The firm’s co-founders, David Foster and W. Mark Motley, remain active in the business. Foster holds a CPA and CFP designation; Motley is a CFA charterholder. Day-to-day financial planning and portfolio management are executed by a team of employee-shareholders that includes Lucas Hail, a CFP, but the firm does not publicly designate a single CIO or investment committee chair.
How does Foster & Motley charge for its services?
The firm operates on a fee-only basis, meaning it receives compensation solely from client-paid fees for financial planning and investment advice. This structure avoids the conflicts associated with commission-based product sales. Specific fee schedules are not published online, but the firm segments clients into tiers based on investable assets, starting at $2 million.
Is Foster & Motley a single-family office or a multi-family office?
Neither exactly. It is an independent registered investment adviser (RIA) serving high-net-worth individuals and families, but it does not use the family-office label. Its service model — combining financial planning with discretionary investment management — overlaps with multi-family-office offerings, yet it remains structured as a wealth management firm with a minimum account size of $2 million.
Does Foster & Motley participate in private-market deals or only public securities?
The firm’s public materials emphasize financial planning and investment management without mentioning private-market co-investments, direct deals, or venture capital. Given its focus on traditional wealth management for clients with $2 million to over $10 million, portfolios are likely dominated by public securities, fixed income, and cash management. No private-investment vehicle is disclosed.
What is Foster & Motley’s ownership structure?

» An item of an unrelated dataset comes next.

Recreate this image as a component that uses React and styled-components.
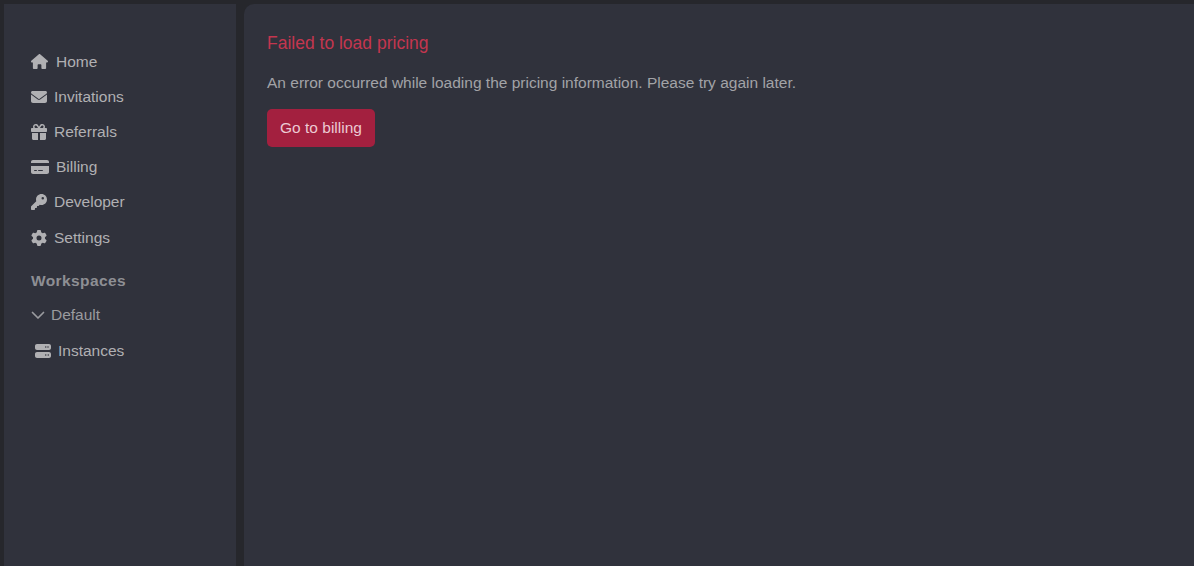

The firm is employee-owned and operates independently, with no parent company, bank, or external financial backer. The ownership model is designed to transfer equity to next-generation advisors over time, reinforcing retention and creating a succession path that does not rely on selling to a consolidator. The co-founders remain shareholders.
How is Foster & Motley different from a private bank or wirehouse team?
As an independent RIA, Foster & Motley is not affiliated with a bank or brokerage firm, so its advisors are not incentivized to sell proprietary products or meet lending targets. Employees are fiduciaries legally required to act in client interests. The firm argues this eliminates the product-push conflicts common at large institutions.